Published 04 December 2007

Australia Western Sahara Association (Victoria)
Press release 04 December 2007 – for immediate release

NORWEGIAN COMPANY DISINVESTS FROM WESFARMERS WHILE SHIP DOCKS IN GEELONG TODAY.

Norwegian insurance company, Kommunal Landspensjonskasse Mutual Insurance Company (KLP) has blacklisted Wesfarmers on account of its trade with Morocco in phosphate pillaged from Western Sahara.

In an interview with the Australian Financial Review in December 2005 the then Opposition foreign affairs spokesman and current Australian Prime Minister Mr. Kevin Rudd said that “he saw parallels between the federal government's handling of the AWB scandal and the Western Sahara shipment.” And added "I would be dumbfounded if the Australian government had allowed commercial relationships between another Australian company and Morocco, in breach of international law."

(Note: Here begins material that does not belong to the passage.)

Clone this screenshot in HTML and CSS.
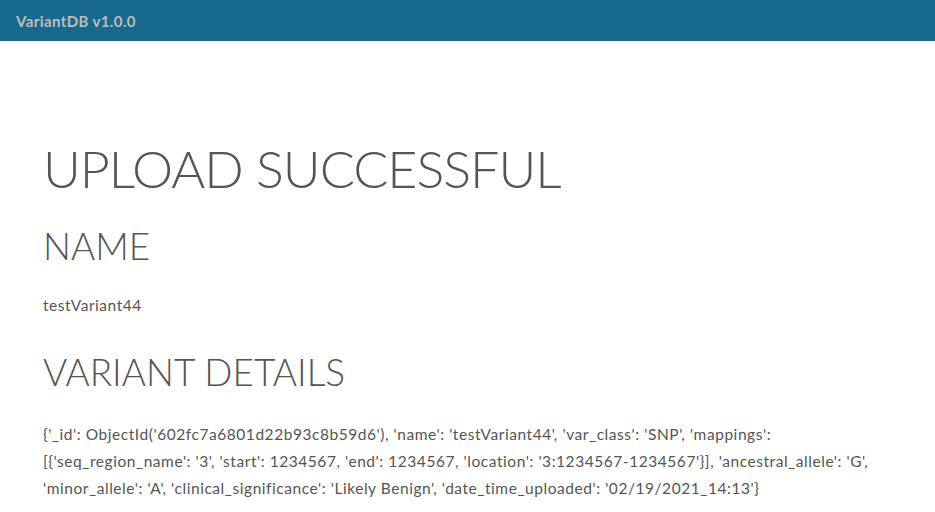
FILE: index.html
```html
<!DOCTYPE html>
<html>
<head>
<meta charset="utf-8">
<link rel="stylesheet" href="styles.css">
</head>
<body>
<nav class="navbar"><span class="brand">VariantDB v1.0.0</span></nav>
<main class="content">
<h1 class="title">UPLOAD SUCCESSFUL</h1>
<h2 class="section">NAME</h2>
<p class="text">testVariant44</p>
<h2 class="section section-details">VARIANT DETAILS</h2>
<p class="text details">{'_id': ObjectId('602fc7a6801d22b93c8b59d6'), 'name': 'testVariant44', 'var_class': 'SNP', 'mappings': [{'seq_region_name': '3', 'start': 1234567, 'end': 1234567, 'location': '3:1234567-1234567'}], 'ancestral_allele': 'G', 'minor_allele': 'A', 'clinical_significance': 'Likely Benign', 'date_time_uploaded': '02/19/2021_14:13'}</p>
</main>
</body>
</html>
```
FILE: styles.css
```css
html, body { margin: 0; padding: 0; background: #fff; }
body { font-family: Lato, "Open Sans", sans-serif; color: #555; }
.navbar { height: 41px; background: #176a8d; display: flex; align-items: center; padding-left: 16px; }
.brand { color: #bdbdbd; font-size: 15px; font-weight: 700; letter-spacing: 0.4px; }
.content { padding: 0 43px; }
.title { margin: 99px 0 0; font-size: 52px; font-weight: 300; line-height: 1.1; letter-spacing: -1px; }
.section { margin: 29px 0 0; font-size: 37px; font-weight: 300; line-height: 1.1; letter-spacing: 0; }
.section-details { margin-top: 33px; }
.text { margin: 25px 0 0; font-size: 15.5px; line-height: 27px; letter-spacing: 0.55px; }
.details { margin-top: 28px; }
```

“KLP excludes the fertiliser producer Wesfarmers as a result of illegal import of phosphate from Western Sahara. The area is occupied by Morocco, and in 2002 the UN declared all extraction of natural resources in West Sahara as illegal”, an article states in the Norwegian business daily, Dagens Næringsliv on 3 December. It gives KLP’s new blacklist of unethical companies no longer in its investment portfolio.

KLP’s ethical guidelines require it to disinvest from Wesfarmers because its subsidiary fertiliser company, CSBP imports phosphate from Morocco sourced in Western Sahara. Under UN guidelines and international law, the natural resources of a “non-self-governing country”, waiting to be decolonized, belong to the indigenous people of the territory, in this case the Saharawi people. “Wesfarmers (is) excluded due to violations of KLP's ethical guidelines and because they have not rectified criticisable conditions or in other way signalled a way to solve their problem” says Mari Thjømøe, president for economy and finance, according to a press release (in Norwegian).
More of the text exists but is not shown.